Precious porcelain
A display of nearly 300 antique objects in its collection shows ceramic types and kilns mostly ordered by foreign countries. Some of the objects on show were excavated from the wrecks of sunken cargo ships that had been under the sea for a long time, such as Nanhai No 1, a Chinese merchant carrier dating back more than 800 years.
Wang Chunfa, director of the National Museum of China, says the Maritime Silk Road, being a major channel of outbound trade and cultural exchanges for ancient China, was primarily established between the third and second centuries BC.But it was not until the mid-to late Tang Dynasty that Chinese porcelain became an export commodity in large demand.
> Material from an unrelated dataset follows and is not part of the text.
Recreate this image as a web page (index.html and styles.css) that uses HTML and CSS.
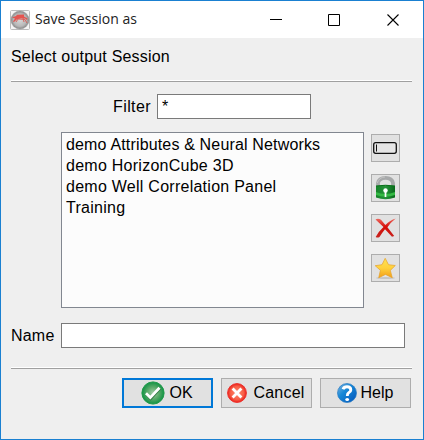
FILE: index.html
```html
<!DOCTYPE html>
<html lang="en">
<head>
<meta charset="utf-8">
<title>Save Session as</title>
<link rel="stylesheet" href="styles.css">
</head>
<body>
<main class="window">
  <header class="titlebar">
    <svg class="app-icon" width="20" height="20" viewBox="0 0 20 20">
      <defs><radialGradient id="metal"><stop offset="0" stop-color="#d8d8d8"/><stop offset=".7" stop-color="#b8b8b8"/><stop offset="1" stop-color="#858585"/></radialGradient></defs>
      <rect x=".5" y=".5" width="19" height="19" rx="1" fill="#f5f5f5" stroke="#bbb"/>
      <circle cx="10" cy="10" r="9" fill="url(#metal)" stroke="#999" stroke-width=".6"/>
      <path d="M2 7.5 6 6 7 4.8 14 4.5 14 6.5 17.5 8.5 17 10 15 8.5 11 8.5 7 9.3 4 12 3 11.5 5 8.5Z" fill="#e84843" opacity=".9"/>
      <path d="M6 12 8 9 15 9.5 17 13M13 8 14 12" stroke="#dc5a53" stroke-width=".9" fill="none"/>
    </svg>
    <h1 class="title">Save Session as</h1>
    <svg class="controls" width="130" height="12" viewBox="0 0 130 12">
      <path d="M0 5.5H12M58.5.5H69.5V11.5H58.5Z" fill="none" stroke="#000"/>
      <path d="M117.5.5 128.5 11.5M128.5.5 117.5 11.5" fill="none" stroke="#000" stroke-width="1.1"/>
    </svg>
  </header>
  <div class="content">
    <p class="prompt">Select output Session</p>
    <div class="separator"></div>
    <div class="filter-row"><label for="filter">Filter</label><input id="filter" class="field" value="*"></div>
    <div class="browser">
      <ul class="sessions">
        <li class="attributes">demo Attributes &amp; Neural Networks</li>
        <li>demo HorizonCube 3D</li>
        <li>demo Well Correlation Panel</li>
        <li>Training</li>
      </ul>
      <div class="tools">
        <button class="tool" aria-label="Rename"><svg width="27" height="26" viewBox="0 0 27 26"><rect x="1.7" y="7.7" width="22.6" height="10.6" rx="2" fill="#e5e5e5" stroke="#111" stroke-width="1.3"/><path d="M4.5 9.5V16.5" stroke="#111"/></svg></button>
        <button class="tool" aria-label="Lock"><svg width="27" height="26" viewBox="0 0 27 26">
          <defs><linearGradient id="lock"><stop stop-color="#168329"/><stop offset=".5" stop-color="#26933a"/><stop offset="1" stop-color="#08691b"/></linearGradient></defs>
          <path d="M6 12V8Q7 2.8 13.5 2.8T21 8V12" fill="none" stroke="#a7a9aa" stroke-width="3.8"/><path d="M5.3 8Q7 2.2 13 2" fill="none" stroke="#c4c4c4"/>
          <path d="M4 11Q13.5 9.5 23 11V22.5Q13.5 26 4 22.5Z" fill="url(#lock)"/><path d="M4 17Q13.5 21 23 17V20Q13.5 23.5 4 20Z" fill="#35b944"/><path d="M4 11Q13.5 9.5 23 11" fill="none" stroke="#087019"/>
          <circle cx="13.5" cy="15.5" r="2.2" fill="#fff"/><path d="M13.5 16V22" stroke="#fff" stroke-width="1.7"/>
        </svg></button>
        <button class="tool" aria-label="Remove"><svg width="27" height="26" viewBox="0 0 27 26">
          <defs><linearGradient id="cross" x2="0" y2="1"><stop stop-color="#ed6960"/><stop offset=".45" stop-color="#d50c06"/><stop offset="1" stop-color="#c72520"/></linearGradient></defs>
          <path d="M3.5 4.5Q6 2.8 9 4.7L13.4 10Q18 5 23.7 3.5 18 8 15.4 12.3L22.2 21 20 21.7 13 14.3Q10 18 7.5 22 5.5 23.2 3.7 22 6 17 11.5 12Z" fill="url(#cross)"/>
        </svg></button>
        <button class="tool" aria-label="Set as default"><svg width="27" height="26" viewBox="0 0 27 26">
          <defs><linearGradient id="gold" x2="0" y2="1"><stop stop-color="#ffe254"/><stop offset=".5" stop-color="#ffd13c"/><stop offset="1" stop-color="#f29e19"/></linearGradient></defs>
          <ellipse cx="13.5" cy="23" rx="9.5" ry="1" fill="#c5c5c5"/>
          <path d="M13.2 3.3 16.5 9.7 23.3 10.5 18.3 15.4 20.3 22.8 13.5 19.4 6.7 22.8 8.4 15.3 3.2 10.7 10 9.7Z" fill="url(#gold)" stroke="#e5a129" stroke-width=".7" stroke-linejoin="round"/>
        </svg></button>
      </div>
    </div>
    <div class="name-row"><label for="name">Name</label><input id="name" class="field"></div>
    <div class="separator"></div>
    <div class="actions">
      <button class="action primary"><svg width="24" height="24" viewBox="0 0 24 24"><defs><radialGradient id="green"><stop stop-color="#a2cda6"/><stop offset=".55" stop-color="#58a968"/><stop offset="1" stop-color="#119344"/></radialGradient></defs><circle cx="12" cy="12" r="11.1" fill="url(#green)" stroke="#229b4c"/><path d="M5.5 13 9.6 17.3 19 7.2" fill="none" stroke="#317b42" stroke-width="3.2"/><path d="M5 12.3 9.3 16.6 18.5 6.7" fill="none" stroke="#fff" stroke-width="2.8"/></svg><span>OK</span></button>
      <button class="action cancel"><svg width="20" height="20" viewBox="0 0 20 20"><defs><radialGradient id="red"><stop stop-color="#ff8d72"/><stop offset=".7" stop-color="#f75f47"/><stop offset="1" stop-color="#eb211c"/></radialGradient></defs><circle cx="10" cy="10" r="9.4" fill="url(#red)" stroke="#ed302b"/><path d="M5.6 5.6 14.4 14.4M14.4 5.6 5.6 14.4" stroke="#fff" stroke-width="2.8"/></svg><span>Cancel</span></button>
      <button class="action help"><svg width="20" height="20" viewBox="0 0 20 20"><defs><linearGradient id="blue" y2="1"><stop stop-color="#83b6df"/><stop offset=".4" stop-color="#1688d7"/><stop offset="1" stop-color="#0354ba"/></linearGradient></defs><circle cx="10" cy="10" r="9.5" fill="url(#blue)" stroke="#2479c2" stroke-width=".7"/><path d="M6 6.2Q7 3.8 10 3.8 13.8 3.8 13.8 7 13.8 8.7 11.7 9.8 10.3 10.6 10.3 13" fill="none" stroke="#fff" stroke-width="2.9"/><ellipse cx="10.2" cy="16.5" rx="1.9" ry="1.6" fill="#fff"/></svg><span>Help</span></button>
    </div>
  </div>
</main>
</body>
</html>
```
FILE: styles.css
```css
* { box-sizing: border-box; }
body { margin: 0; }
.window { width: 424px; height: 440px; border: 1px solid #1a80d1; background: #efefef; color: #000; font: 16px/21px "Liberation Sans", Arial, sans-serif; overflow: hidden; }
.titlebar { display: flex; align-items: center; height: 37px; padding: 0 0 0 9px; background: #fff; }
.app-icon { flex: none; }
.title { width: 103px; margin: 0 0 1px 5px; font: 14px/20px "Open Sans", "Noto Sans", sans-serif; letter-spacing: .04px; white-space: nowrap; color: #222; }
.controls { flex: none; margin-left: 132px; }
.content { padding: 0 11px 0 10px; }
.prompt { height: 42px; margin: 0; padding-top: 8px; letter-spacing: .2px; }
.separator { height: 2px; border-top: 1px solid #fff; border-bottom: 1px solid #a0a0a0; }
.filter-row { display: flex; align-items: center; height: 25px; margin: 12px 0 13px 102px; }
.filter-row label { width: 44px; letter-spacing: .4px; white-space: nowrap; }
.filter-row .field { width: 154px; }
.field { height: 25px; border: 1px solid #7a7a7a; border-radius: 0; padding: 0 4px; background: #fff; color: #000; font: inherit; outline: 0; }
.browser { display: flex; gap: 7px; height: 176px; margin-left: 50px; }
.sessions { width: 303px; height: 176px; margin: 0; padding: 1px 4px; border: 1px solid #828790; background: #fcfcfc; list-style: none; white-space: nowrap; letter-spacing: .26px; }
.attributes { letter-spacing: .16px; }
.tools { display: flex; flex-direction: column; gap: 12px; padding-top: 2px; }
.tool { width: 29px; height: 28px; padding: 0; border: 1px solid #adadad; background: #e1e1e1; }
.tool svg { display: block; }
.name-row { display: flex; align-items: center; margin: 15px 0 19px; }
.name-row label { width: 50px; letter-spacing: .2px; }
.name-row .field { width: 344px; }
.actions { display: flex; gap: 8px; justify-content: flex-end; margin: 9px 1px 0 0; }
.action { display: flex; align-items: center; justify-content: center; gap: 4px; width: 91px; height: 30px; padding: 0 1px 0 0; border: 1px solid #adadad; background: #e1e1e1; color: #000; font: inherit; }
.action span { position: relative; top: -1px; }
.action.primary { border: 2px solid #0078d7; }
.action.cancel { gap: 6px; letter-spacing: .2px; }
```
Jia Dan, a Tang Dynasty chancellor and geographer from the eighth century, mentioned two major marine routes for porcelain at that time in a book. One connected Guangzhou (in today's Guangdong province) and the southern Asian and Arabian markets, and the other connected Penglai (in today's Shandong province), Jeju Island in South Korea and Japan.
Ceramics being traded then were largely monochromatic-normally with a grayish-yellow green or creamy-white glaze-and they were fired at kilns in areas that are now the provinces of Hebei, Hunan, Zhejiang and Guangdong. The three-color drip glaze sancai pottery that became prominent during the Tang Dynasty was also sought by foreign buyers.